What you call guessing, the creators probably call looking forward a few steps. Say I know that my 4-box boat can be in one of two places. I look at the board and can see that if I put it in Column A, that will fill the rest of Row 2, which means my 3-box must be in Row 5, which means I can’t place anything in Row 6, so I know my 4-box goes in the other spot. Was I guessing that the 4-box was in Column A, or was I using logic to deduce that it couldn’t be there? The difference might just be in your head depending on if you need to use pencil marks or not.

I can solve the medium and hard puzzles. I’d guess I use pencil marks on maybe a third of them. You probably know any advice I’d give - start with the 3s and 4s, fill in the known squares for 3s and 4s even if you don’t know their exact location, pay attention to the boats you have left, etc.
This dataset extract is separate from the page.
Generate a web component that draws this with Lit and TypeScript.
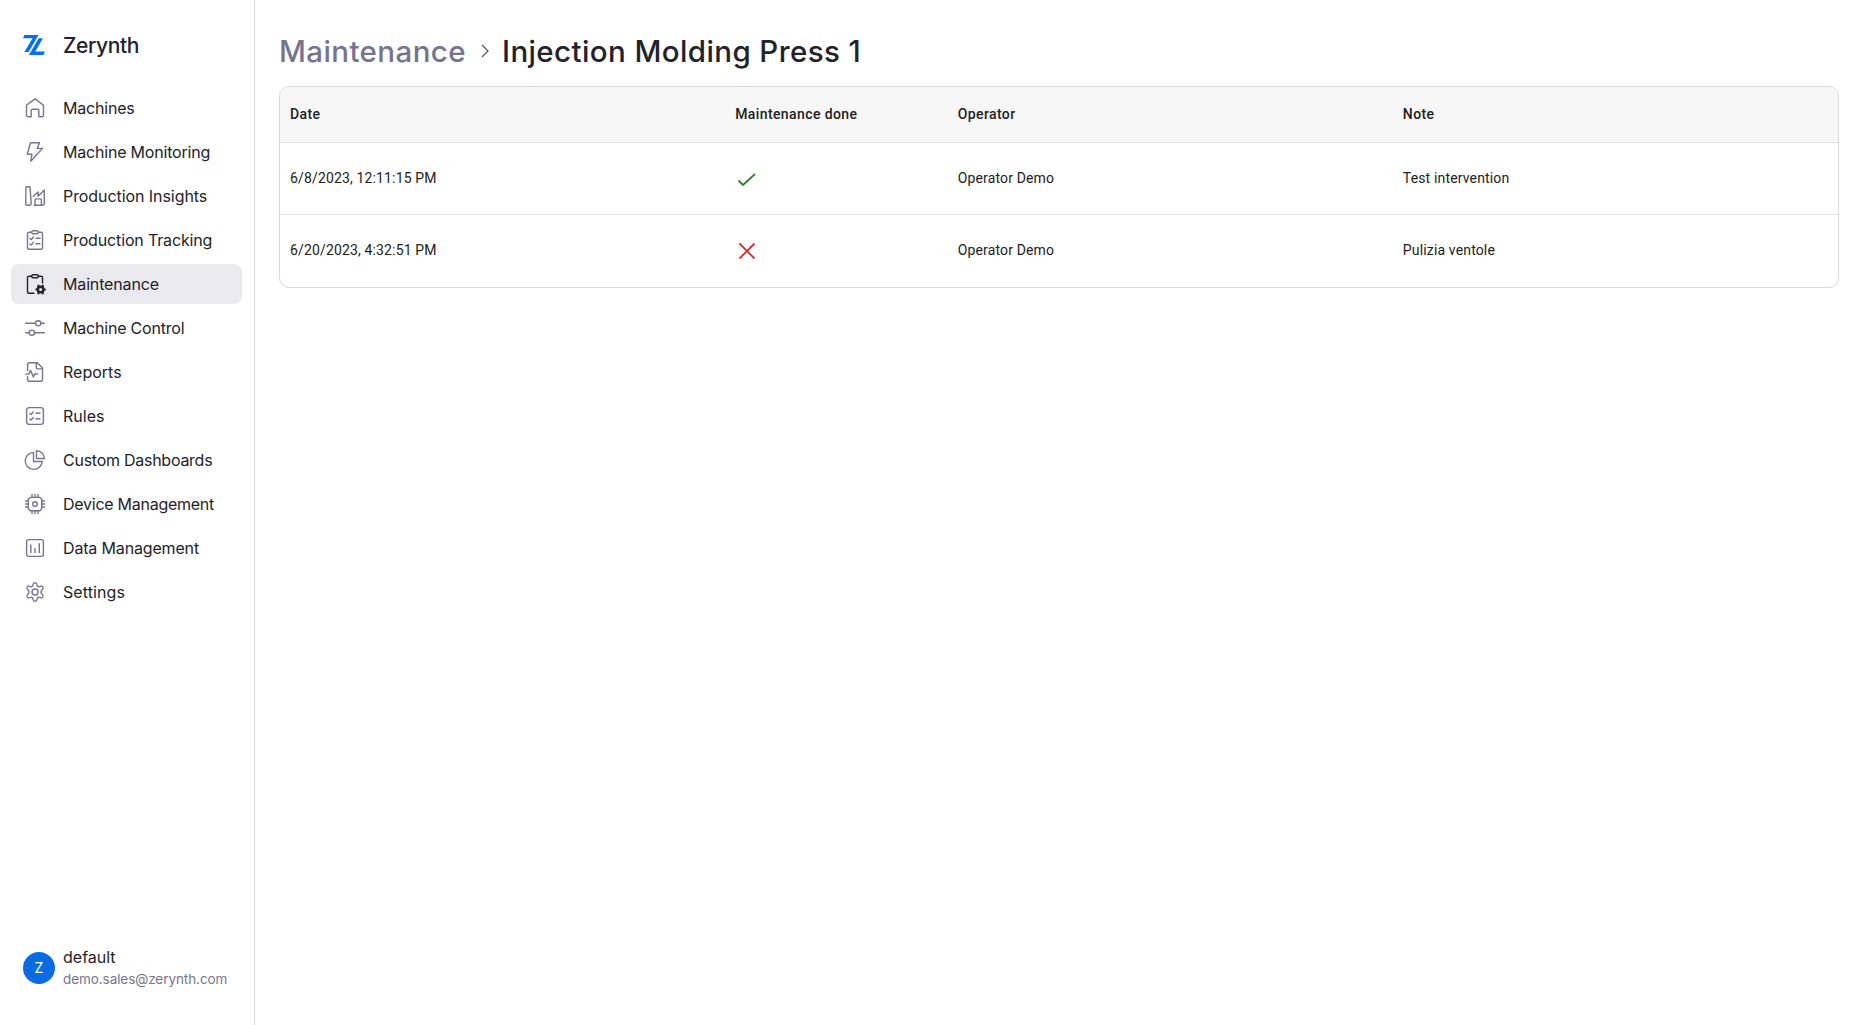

You need most of those techniques even for the simple puzzles, the main difference for me is how many moves ahead you have to consider.

If you want, post a few examples and I can try describing my thought process.

Whereas I’ve never understood the dichotomy between “guess and check” and “pure logic”: Guess-and-check is a perfectly valid logical technique.

Troutman, yeah, that’s basically what I do. If it really is about looking ahead multiple moves, then I’ll probably just stop playing them – I find that less interesting than solving it step by step.

Chronos, yes, I think I remember you saying basically the same thing in some Sudoku thread. So, if the creators of these Solitaire Battleships game say that no guessing is needed, what do you think they mean?

When I do a Sudoku, I can look at each square and figure out what can and cannot go there. From there, I see that, for example, if two squares only have two possibilities, then nothing else in their row (or column, or 9-box) can have those two numbers, so I can eliminate more possibilities. Eventually, I find squares that can only have a specific value, and that eliminates that value from the relevant spots. At no time have I had to say, well, this can be a 3 or a 9 – what if I put a 3 here. OK, that means this, which means that, which means this…uh oh, there’s no place for 5 – undo, undo, undo, etc. That’s what I call guessing.

Yeah, I’m pretty sure that I have said it before. And I still maintain that all of those “non-guessing” methods still involve guess-and-check, just on a small enough scale that the solver is able to store all of the relevant steps in their own memory, rather than on paper. I imagine that when the designers say “it doesn’t require guessing”, they mean “it requires a small enough amount of guessing that you can do it in your head”. But that depends on the individual head of the solver, since some have more memory capacity than others.

I agree. I just see it as an example of proof by contradiction.

I thinking something like “This square has to have a four or a six in it. I’ll think about what would would happen if I put a four in it. If I did I would have to put a nine here and that means this square would have to be a two. But this square can’t be a two because I already have a two over here. So if I can’t put a two here that means I can’t put a nine there and that means I can’t put a four in my original square. So it has to be a six.”

I guess I consider 1 step to be logic, and more than that to be guessing. So

“Let’s say I put in a one. No, try two. No… Ok, it can only be a three or four. … Ok,by filling in other possibilities in other squares, I know this is a four.”

Vs.

"I know this can be a three or four, but I don’t have enough information to decide. Let’s try three. That means this must be a four, that must be a five… (Ten steps later)… No room for an eight. I guess that one was a four. Now what did I fill in based on that three… "

But those are the same thing.

If this is a 3, then this would be a 4, and that would be a 5, and that would conflict with this cell. Therefore this must be 4. => Logic

Let’s try 3 here, then this is a 4, and this is a 5, but whoops, now I have a conflict. So 3 was wrong, and it must be 4. => Guessing

It’s the exact same thought process, just different words to describe it.

One difference is that I never have to remember the path I went down. In Sudoku, I can put in the possibilities and then they can get eliminated as more is filled in.

Of course, some would also say that putting in multiple possible numbers in a square is also a method that is “beyond logic”, in that it’s something that isn’t done entirely in one’s head.